Return all lines that include the string "React".

-- START OF Material --

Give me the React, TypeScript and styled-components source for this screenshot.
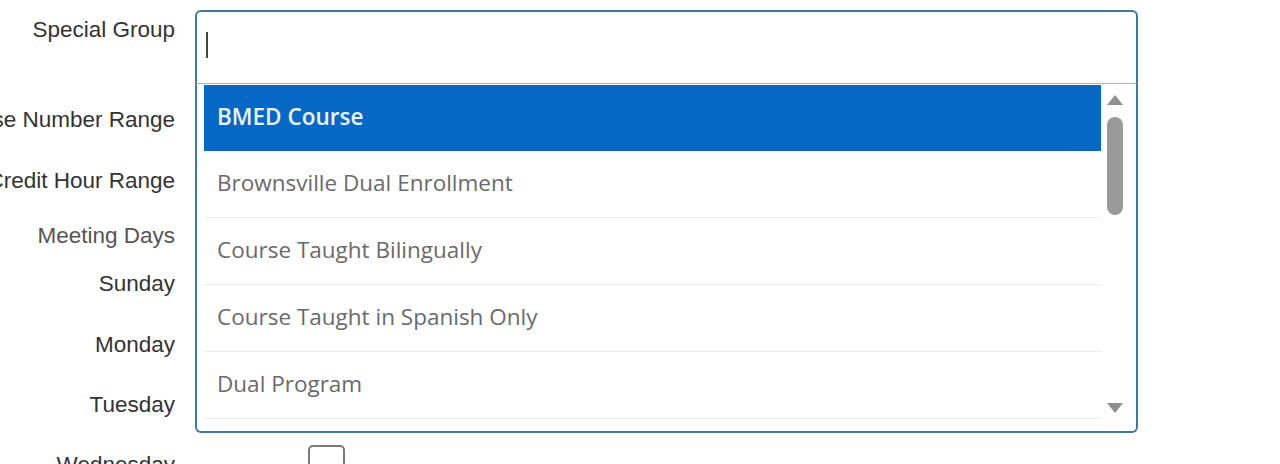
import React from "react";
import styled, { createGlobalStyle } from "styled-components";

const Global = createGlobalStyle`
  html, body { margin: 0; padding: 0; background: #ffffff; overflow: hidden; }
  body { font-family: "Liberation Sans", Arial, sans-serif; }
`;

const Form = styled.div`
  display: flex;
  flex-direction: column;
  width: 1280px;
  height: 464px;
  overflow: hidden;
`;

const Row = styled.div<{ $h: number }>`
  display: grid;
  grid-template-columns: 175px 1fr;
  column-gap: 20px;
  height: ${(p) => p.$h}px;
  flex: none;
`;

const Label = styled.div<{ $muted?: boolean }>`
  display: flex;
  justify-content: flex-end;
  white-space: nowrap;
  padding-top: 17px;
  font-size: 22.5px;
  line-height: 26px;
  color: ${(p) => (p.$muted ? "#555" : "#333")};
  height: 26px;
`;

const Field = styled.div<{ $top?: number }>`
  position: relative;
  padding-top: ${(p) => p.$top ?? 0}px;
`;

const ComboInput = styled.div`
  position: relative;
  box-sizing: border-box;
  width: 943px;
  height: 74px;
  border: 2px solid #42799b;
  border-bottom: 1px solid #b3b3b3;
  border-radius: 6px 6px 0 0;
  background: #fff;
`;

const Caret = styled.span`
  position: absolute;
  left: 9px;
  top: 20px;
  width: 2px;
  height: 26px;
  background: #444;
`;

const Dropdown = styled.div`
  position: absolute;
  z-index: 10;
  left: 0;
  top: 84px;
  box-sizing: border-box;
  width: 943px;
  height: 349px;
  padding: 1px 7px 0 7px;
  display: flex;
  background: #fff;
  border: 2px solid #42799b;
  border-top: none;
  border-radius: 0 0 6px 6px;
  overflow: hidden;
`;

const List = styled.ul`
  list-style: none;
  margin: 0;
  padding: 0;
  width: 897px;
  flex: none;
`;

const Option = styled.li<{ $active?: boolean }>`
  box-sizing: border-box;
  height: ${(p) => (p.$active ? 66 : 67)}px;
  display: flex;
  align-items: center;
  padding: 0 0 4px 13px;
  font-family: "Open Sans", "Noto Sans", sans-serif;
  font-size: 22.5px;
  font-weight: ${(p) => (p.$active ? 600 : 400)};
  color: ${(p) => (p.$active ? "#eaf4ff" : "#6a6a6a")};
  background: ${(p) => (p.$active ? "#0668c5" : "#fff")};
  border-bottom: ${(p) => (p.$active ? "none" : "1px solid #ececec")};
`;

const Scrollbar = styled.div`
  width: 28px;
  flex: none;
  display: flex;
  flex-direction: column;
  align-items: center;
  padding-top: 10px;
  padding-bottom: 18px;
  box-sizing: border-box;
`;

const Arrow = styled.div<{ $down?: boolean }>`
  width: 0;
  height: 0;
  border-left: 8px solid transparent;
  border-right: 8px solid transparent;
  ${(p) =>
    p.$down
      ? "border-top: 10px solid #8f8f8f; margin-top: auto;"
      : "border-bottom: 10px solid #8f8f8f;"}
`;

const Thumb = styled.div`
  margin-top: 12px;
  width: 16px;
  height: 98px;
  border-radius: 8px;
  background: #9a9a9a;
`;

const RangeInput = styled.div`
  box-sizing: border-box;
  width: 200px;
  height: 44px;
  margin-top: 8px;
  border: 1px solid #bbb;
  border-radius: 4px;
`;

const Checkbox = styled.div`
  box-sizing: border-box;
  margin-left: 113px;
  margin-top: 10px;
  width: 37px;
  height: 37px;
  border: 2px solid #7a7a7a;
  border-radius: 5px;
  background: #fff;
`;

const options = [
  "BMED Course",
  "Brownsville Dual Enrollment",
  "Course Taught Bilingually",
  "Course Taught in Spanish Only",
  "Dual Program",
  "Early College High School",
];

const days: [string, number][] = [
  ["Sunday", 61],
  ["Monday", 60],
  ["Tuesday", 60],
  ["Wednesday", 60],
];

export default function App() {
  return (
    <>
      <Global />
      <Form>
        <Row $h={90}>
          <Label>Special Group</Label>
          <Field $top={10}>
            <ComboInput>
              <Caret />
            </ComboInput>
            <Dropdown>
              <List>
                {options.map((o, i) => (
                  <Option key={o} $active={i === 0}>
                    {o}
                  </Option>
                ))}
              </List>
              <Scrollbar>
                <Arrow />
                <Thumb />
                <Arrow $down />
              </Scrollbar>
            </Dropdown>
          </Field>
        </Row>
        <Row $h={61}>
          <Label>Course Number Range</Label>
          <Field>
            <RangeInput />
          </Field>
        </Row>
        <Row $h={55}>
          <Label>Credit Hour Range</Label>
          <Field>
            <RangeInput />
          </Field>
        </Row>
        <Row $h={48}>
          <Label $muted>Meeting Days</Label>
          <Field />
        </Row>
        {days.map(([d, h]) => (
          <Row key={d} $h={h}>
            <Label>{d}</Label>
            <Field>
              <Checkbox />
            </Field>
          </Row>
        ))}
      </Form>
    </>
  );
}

-- END OF Material --

▶ [Response to this task]:
Give me the React, TypeScript and styled-components source for this screenshot.
import React from "react";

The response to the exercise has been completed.